START

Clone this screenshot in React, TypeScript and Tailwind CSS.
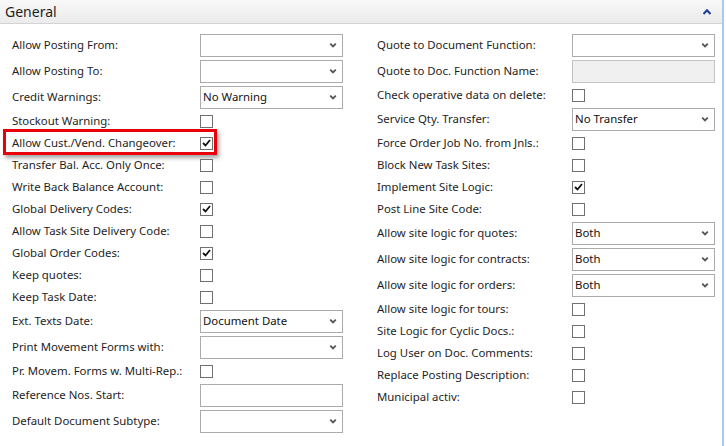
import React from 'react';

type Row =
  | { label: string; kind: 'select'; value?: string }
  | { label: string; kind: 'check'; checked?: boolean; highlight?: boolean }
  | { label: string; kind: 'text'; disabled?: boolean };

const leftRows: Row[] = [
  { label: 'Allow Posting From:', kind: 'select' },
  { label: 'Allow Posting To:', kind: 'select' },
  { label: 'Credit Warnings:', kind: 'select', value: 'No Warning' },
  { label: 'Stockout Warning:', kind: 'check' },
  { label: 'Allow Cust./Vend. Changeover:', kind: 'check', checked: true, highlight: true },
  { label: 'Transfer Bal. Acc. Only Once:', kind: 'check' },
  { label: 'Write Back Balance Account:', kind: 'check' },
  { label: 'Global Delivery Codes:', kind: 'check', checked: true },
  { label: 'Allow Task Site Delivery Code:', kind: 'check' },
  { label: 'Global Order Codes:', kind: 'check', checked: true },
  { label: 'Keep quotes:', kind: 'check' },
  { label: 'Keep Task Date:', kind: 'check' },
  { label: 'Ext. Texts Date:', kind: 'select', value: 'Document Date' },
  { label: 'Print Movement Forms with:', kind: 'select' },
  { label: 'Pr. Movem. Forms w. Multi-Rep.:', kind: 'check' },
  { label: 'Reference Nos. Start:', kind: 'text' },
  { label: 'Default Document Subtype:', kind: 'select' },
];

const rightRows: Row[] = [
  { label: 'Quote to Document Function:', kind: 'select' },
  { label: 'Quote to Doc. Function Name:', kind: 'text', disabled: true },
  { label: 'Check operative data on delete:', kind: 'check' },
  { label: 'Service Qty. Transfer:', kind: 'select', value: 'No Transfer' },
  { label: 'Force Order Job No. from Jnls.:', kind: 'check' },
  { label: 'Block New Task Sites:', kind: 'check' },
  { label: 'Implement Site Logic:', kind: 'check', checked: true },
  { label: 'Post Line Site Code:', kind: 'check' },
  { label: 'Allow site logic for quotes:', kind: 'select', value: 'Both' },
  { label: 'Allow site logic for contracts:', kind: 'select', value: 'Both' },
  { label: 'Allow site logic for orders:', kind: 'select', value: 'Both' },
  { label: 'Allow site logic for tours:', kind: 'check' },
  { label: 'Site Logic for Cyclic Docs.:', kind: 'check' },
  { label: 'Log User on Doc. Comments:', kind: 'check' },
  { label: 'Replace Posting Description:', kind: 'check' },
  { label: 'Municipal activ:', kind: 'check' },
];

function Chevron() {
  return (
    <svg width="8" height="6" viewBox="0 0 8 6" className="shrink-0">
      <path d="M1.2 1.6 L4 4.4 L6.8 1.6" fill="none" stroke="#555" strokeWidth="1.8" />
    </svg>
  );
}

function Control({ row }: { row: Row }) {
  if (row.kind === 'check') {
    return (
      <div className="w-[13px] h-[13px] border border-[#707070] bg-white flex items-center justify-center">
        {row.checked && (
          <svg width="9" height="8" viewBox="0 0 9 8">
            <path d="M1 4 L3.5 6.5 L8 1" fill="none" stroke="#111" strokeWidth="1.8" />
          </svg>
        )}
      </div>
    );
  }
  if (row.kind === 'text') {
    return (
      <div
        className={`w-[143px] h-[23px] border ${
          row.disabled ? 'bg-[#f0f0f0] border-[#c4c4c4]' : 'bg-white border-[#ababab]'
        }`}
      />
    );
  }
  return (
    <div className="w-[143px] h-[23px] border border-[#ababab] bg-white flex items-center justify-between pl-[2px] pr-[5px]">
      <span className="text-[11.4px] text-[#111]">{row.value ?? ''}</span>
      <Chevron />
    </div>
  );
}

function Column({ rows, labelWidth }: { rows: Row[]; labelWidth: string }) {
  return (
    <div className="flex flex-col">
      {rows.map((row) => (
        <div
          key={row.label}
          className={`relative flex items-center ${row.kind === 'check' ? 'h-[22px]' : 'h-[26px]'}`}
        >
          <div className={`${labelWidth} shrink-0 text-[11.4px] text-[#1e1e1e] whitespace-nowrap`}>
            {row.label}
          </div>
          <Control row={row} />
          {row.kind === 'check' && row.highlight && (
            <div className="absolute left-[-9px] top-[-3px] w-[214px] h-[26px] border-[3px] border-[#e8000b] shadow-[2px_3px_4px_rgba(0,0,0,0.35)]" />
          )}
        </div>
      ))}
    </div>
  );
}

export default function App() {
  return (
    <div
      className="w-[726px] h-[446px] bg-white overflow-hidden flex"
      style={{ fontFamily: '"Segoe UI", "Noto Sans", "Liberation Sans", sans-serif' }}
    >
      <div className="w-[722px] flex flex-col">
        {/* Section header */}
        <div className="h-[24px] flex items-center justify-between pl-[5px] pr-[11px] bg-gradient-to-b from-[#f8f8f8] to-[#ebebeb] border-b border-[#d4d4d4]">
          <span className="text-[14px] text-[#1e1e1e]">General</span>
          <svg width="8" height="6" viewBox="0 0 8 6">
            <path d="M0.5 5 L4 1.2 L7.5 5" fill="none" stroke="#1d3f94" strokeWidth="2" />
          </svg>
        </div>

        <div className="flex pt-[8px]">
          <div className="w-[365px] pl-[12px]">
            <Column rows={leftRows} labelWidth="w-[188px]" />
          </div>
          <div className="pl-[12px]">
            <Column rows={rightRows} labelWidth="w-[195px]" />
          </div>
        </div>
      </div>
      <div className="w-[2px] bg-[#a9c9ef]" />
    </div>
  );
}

END

EXERCISE OBJECTIVE: The data above needs to be retyped exactly, with the images left out.

TASK SOLUTION:
Clone this screenshot in React, TypeScript and Tailwind CSS.
import React from 'react';

type Row =
  | { label: string; kind: 'select'; value?: string }
  | { label: string; kind: 'check'; checked?: boolean; highlight?: boolean }
  | { label: string; kind: 'text'; disabled?: boolean };

const leftRows: Row[] = [
  { label: 'Allow Posting From:', kind: 'select' },
  { label: 'Allow Posting To:', kind: 'select' },
  { label: 'Credit Warnings:', kind: 'select', value: 'No Warning' },
  { label: 'Stockout Warning:', kind: 'check' },
  { label: 'Allow Cust./Vend. Changeover:', kind: 'check', checked: true, highlight: true },
  { label: 'Transfer Bal. Acc. Only Once:', kind: 'check' },
  { label: 'Write Back Balance Account:', kind: 'check' },
  { label: 'Global Delivery Codes:', kind: 'check', checked: true },
  { label: 'Allow Task Site Delivery Code:', kind: 'check' },
  { label: 'Global Order Codes:', kind: 'check', checked: true },
  { label: 'Keep quotes:', kind: 'check' },
  { label: 'Keep Task Date:', kind: 'check' },
  { label: 'Ext. Texts Date:', kind: 'select', value: 'Document Date' },
  { label: 'Print Movement Forms with:', kind: 'select' },
  { label: 'Pr. Movem. Forms w. Multi-Rep.:', kind: 'check' },
  { label: 'Reference Nos. Start:', kind: 'text' },
  { label: 'Default Document Subtype:', kind: 'select' },
];

const rightRows: Row[] = [
  { label: 'Quote to Document Function:', kind: 'select' },
  { label: 'Quote to Doc. Function Name:', kind: 'text', disabled: true },
  { label: 'Check operative data on delete:', kind: 'check' },
  { label: 'Service Qty. Transfer:', kind: 'select', value: 'No Transfer' },
  { label: 'Force Order Job No. from Jnls.:', kind: 'check' },
  { label: 'Block New Task Sites:', kind: 'check' },
  { label: 'Implement Site Logic:', kind: 'check', checked: true },
  { label: 'Post Line Site Code:', kind: 'check' },
  { label: 'Allow site logic for quotes:', kind: 'select', value: 'Both' },
  { label: 'Allow site logic for contracts:', kind: 'select', value: 'Both' },
  { label: 'Allow site logic for orders:', kind: 'select', value: 'Both' },
  { label: 'Allow site logic for tours:', kind: 'check' },
  { label: 'Site Logic for Cyclic Docs.:', kind: 'check' },
  { label: 'Log User on Doc. Comments:', kind: 'check' },
  { label: 'Replace Posting Description:', kind: 'check' },
  { label: 'Municipal activ:', kind: 'check' },
];

function Chevron() {
  return (
    <svg width="8" height="6" viewBox="0 0 8 6" className="shrink-0">
      <path d="M1.2 1.6 L4 4.4 L6.8 1.6" fill="none" stroke="#555" strokeWidth="1.8" />
    </svg>
  );
}

function Control({ row }: { row: Row }) {
  if (row.kind === 'check') {
    return (
      <div className="w-[13px] h-[13px] border border-[#707070] bg-white flex items-center justify-center">
        {row.checked && (
          <svg width="9" height="8" viewBox="0 0 9 8">
            <path d="M1 4 L3.5 6.5 L8 1" fill="none" stroke="#111" strokeWidth="1.8" />
          </svg>
        )}
      </div>
    );
  }
  if (row.kind === 'text') {
    return (
      <div
        className={`w-[143px] h-[23px] border ${
          row.disabled ? 'bg-[#f0f0f0] border-[#c4c4c4]' : 'bg-white border-[#ababab]'
        }`}
      />
    );
  }
  return (
    <div className="w-[143px] h-[23px] border border-[#ababab] bg-white flex items-center justify-between pl-[2px] pr-[5px]">
      <span className="text-[11.4px] text-[#111]">{row.value ?? ''}</span>
      <Chevron />
    </div>
  );
}

function Column({ rows, labelWidth }: { rows: Row[]; labelWidth: string }) {
  return (
    <div className="flex flex-col">
      {rows.map((row) => (
        <div
          key={row.label}
          className={`relative flex items-center ${row.kind === 'check' ? 'h-[22px]' : 'h-[26px]'}`}
        >
          <div className={`${labelWidth} shrink-0 text-[11.4px] text-[#1e1e1e] whitespace-nowrap`}>
            {row.label}
          </div>
          <Control row={row} />
          {row.kind === 'check' && row.highlight && (
            <div className="absolute left-[-9px] top-[-3px] w-[214px] h-[26px] border-[3px] border-[#e8000b] shadow-[2px_3px_4px_rgba(0,0,0,0.35)]" />
          )}
        </div>
      ))}
    </div>
  );
}

export default function App() {
  return (
    <div
      className="w-[726px] h-[446px] bg-white overflow-hidden flex"
      style={{ fontFamily: '"Segoe UI", "Noto Sans", "Liberation Sans", sans-serif' }}
    >
      <div className="w-[722px] flex flex-col">
        {/* Section header */}
        <div className="h-[24px] flex items-center justify-between pl-[5px] pr-[11px] bg-gradient-to-b from-[#f8f8f8] to-[#ebebeb] border-b border-[#d4d4d4]">
          <span className="text-[14px] text-[#1e1e1e]">General</span>
          <svg width="8" height="6" viewBox="0 0 8 6">
            <path d="M0.5 5 L4 1.2 L7.5 5" fill="none" stroke="#1d3f94" strokeWidth="2" />
          </svg>
        </div>

        <div className="flex pt-[8px]">
          <div className="w-[365px] pl-[12px]">
            <Column rows={leftRows} labelWidth="w-[188px]" />
          </div>
          <div className="pl-[12px]">
            <Column rows={rightRows} labelWidth="w-[195px]" />
          </div>
        </div>
      </div>
      <div className="w-[2px] bg-[#a9c9ef]" />
    </div>
  );
}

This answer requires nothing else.